At the moment, it is unclear exactly what role AIPAC had in getting the US to back down from its angry reaction to the East Jerusalem settlement construction announcement, but AIPAC immediately collected more than 50 statements and letters from members of Congress representing half of the states that reaffirmed the US commitment to Israel.

Francis A. Boyle, professor of international law at the University of Illinois College of Law, points out that “what Netanyahu has done is consistent with the Likud tactics” since the beginning of peace negotiations in 1991.

Boyle, who served as legal adviser to the Palestinian delegation to the Middle East Peace Negotiations from 1991 to 1993, says that what was likely intended by the settlement announcement was to stall the talks and delay further negotiation.
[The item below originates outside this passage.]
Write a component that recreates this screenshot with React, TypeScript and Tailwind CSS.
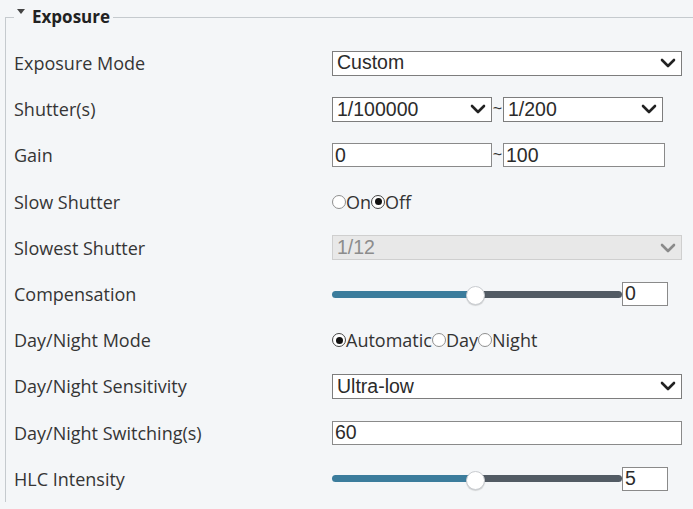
import React from "react";

const labelFont = { fontFamily: '"Open Sans", "Noto Sans", sans-serif' };

function Chevron({ color = "#222" }: { color?: string }) {
  return (
    <svg width="16" height="10" viewBox="0 0 16 10" className="shrink-0">
      <path d="M2 2 L8 8 L14 2" fill="none" stroke={color} strokeWidth="2.6" strokeLinecap="round" strokeLinejoin="round" />
    </svg>
  );
}

function Select({ value, w, disabled = false }: { value: string; w: string; disabled?: boolean }) {
  return (
    <div
      className={`${w} h-[25px] flex items-center justify-between pl-[4px] pr-[5px] border ${
        disabled ? "bg-[#e8e8e8] border-[#cfcfcf] text-[#8c8c8c]" : "bg-white border-[#7d7d7d] text-[#2b2b2b]"
      } font-['Liberation_Sans',Arial,sans-serif] text-[19.5px] leading-none`}
    >
      <span>{value}</span>
      <Chevron color={disabled ? "#8a8a8a" : "#222"} />
    </div>
  );
}

function Input({ value, w }: { value: string; w: string }) {
  return (
    <div className={`${w} h-[24px] flex items-center pl-[2px] bg-white border border-[#8a8a8a] text-[#2b2b2b] font-['Liberation_Sans',Arial,sans-serif] text-[19.5px] leading-none`}>
      {value}
    </div>
  );
}

function Tilde() {
  return <span className="w-[11px] text-center text-[#333] font-['Liberation_Sans',Arial,sans-serif] text-[16px] leading-none">~</span>;
}

function Radio({ checked, label }: { checked: boolean; label: string }) {
  return (
    <div className="flex items-center">
      <span
        className={`w-[14px] h-[14px] rounded-full bg-white border flex items-center justify-center ${
          checked ? "border-[#444]" : "border-[#8f8f8f]"
        }`}
      >
        {checked && <span className="w-[7px] h-[7px] rounded-full bg-[#111]" />}
      </span>
      <span className="text-[18px] text-[#333] leading-none" style={labelFont}>
        {label}
      </span>
    </div>
  );
}

function Slider({ value }: { value: string }) {
  return (
    <div className="flex items-center">
      <div className="relative w-[290px] h-[24px] flex items-center">
        <div className="flex w-full h-[7px]">
          <div className="w-[143px] h-full bg-[#3b7c9c] rounded-l-full" />
          <div className="flex-1 h-full bg-[#525b64] rounded-r-full" />
        </div>
        <div className="absolute left-[134px] top-[4px] w-[19px] h-[19px] rounded-full bg-white border border-[#c9ccd0] shadow-[0_1px_1px_rgba(0,0,0,0.15)]" />
      </div>
      <Input value={value} w="w-[46px]" />
    </div>
  );
}

function Row({ label, children }: { label: string; children: React.ReactNode }) {
  return (
    <div className="flex items-center h-[46.2px]">
      <div className="w-[318px] shrink-0 text-[18px] text-[#353535] leading-none" style={labelFont}>
        {label}
      </div>
      <div className="flex items-center">{children}</div>
    </div>
  );
}

export default function App() {
  return (
    <div className="w-[693px] h-[509px] overflow-hidden bg-[#f4f6f8]">
      <fieldset className="mt-[6px] ml-[5px] w-[720px] border-0 border-t border-l border-[#c5cace] pl-[8px] pt-[12px]">
        <legend className="flex items-start px-[3px] text-[17px] font-bold text-[#222] leading-[22px]" style={labelFont}>
          <svg width="8" height="6" viewBox="0 0 8 6" className="mt-[3px] mr-[7px]">
            <path d="M0 0 L8 0 L4 5 Z" fill="#444" />
          </svg>
          <span>Exposure</span>
        </legend>
        <Row label="Exposure Mode">
          <Select value="Custom" w="w-[350px]" />
        </Row>
        <Row label="Shutter(s)">
          <Select value="1/100000" w="w-[160px]" />
          <Tilde />
          <Select value="1/200" w="w-[160px]" />
        </Row>
        <Row label="Gain">
          <Input value="0" w="w-[160px]" />
          <Tilde />
          <Input value="100" w="w-[162px]" />
        </Row>
        <Row label="Slow Shutter">
          <Radio checked={false} label="On" />
          <Radio checked={true} label="Off" />
        </Row>
        <Row label="Slowest Shutter">
          <Select value="1/12" w="w-[350px]" disabled />
        </Row>
        <Row label="Compensation">
          <Slider value="0" />
        </Row>
        <Row label="Day/Night Mode">
          <Radio checked={true} label="Automatic" />
          <Radio checked={false} label="Day" />
          <Radio checked={false} label="Night" />
        </Row>
        <Row label="Day/Night Sensitivity">
          <Select value="Ultra-low" w="w-[350px]" />
        </Row>
        <Row label="Day/Night Switching(s)">
          <Input value="60" w="w-[350px]" />
        </Row>
        <Row label="HLC Intensity">
          <Slider value="5" />
        </Row>
      </fieldset>
    </div>
  );
}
Boyle argues that “we’ve seen this pattern of behavior before – incremental escalation by Netanyahu, followed by Palestinian suicide bombings, which will lead to a clamp down and no peace talks until there is Israeli security.”

“In essence, Netanyahu is trying to provoke a third intifada to get rid of any more negotiations,” said Boyle.

“The bottom line is that Netanyahu wants all of Jerusalem and the West Bank,” says Boyle. “Obama and Clinton could offer Netanyahu the moon, but he’s not interested in the moon – only the entirety of Jerusalem and the West Bank.”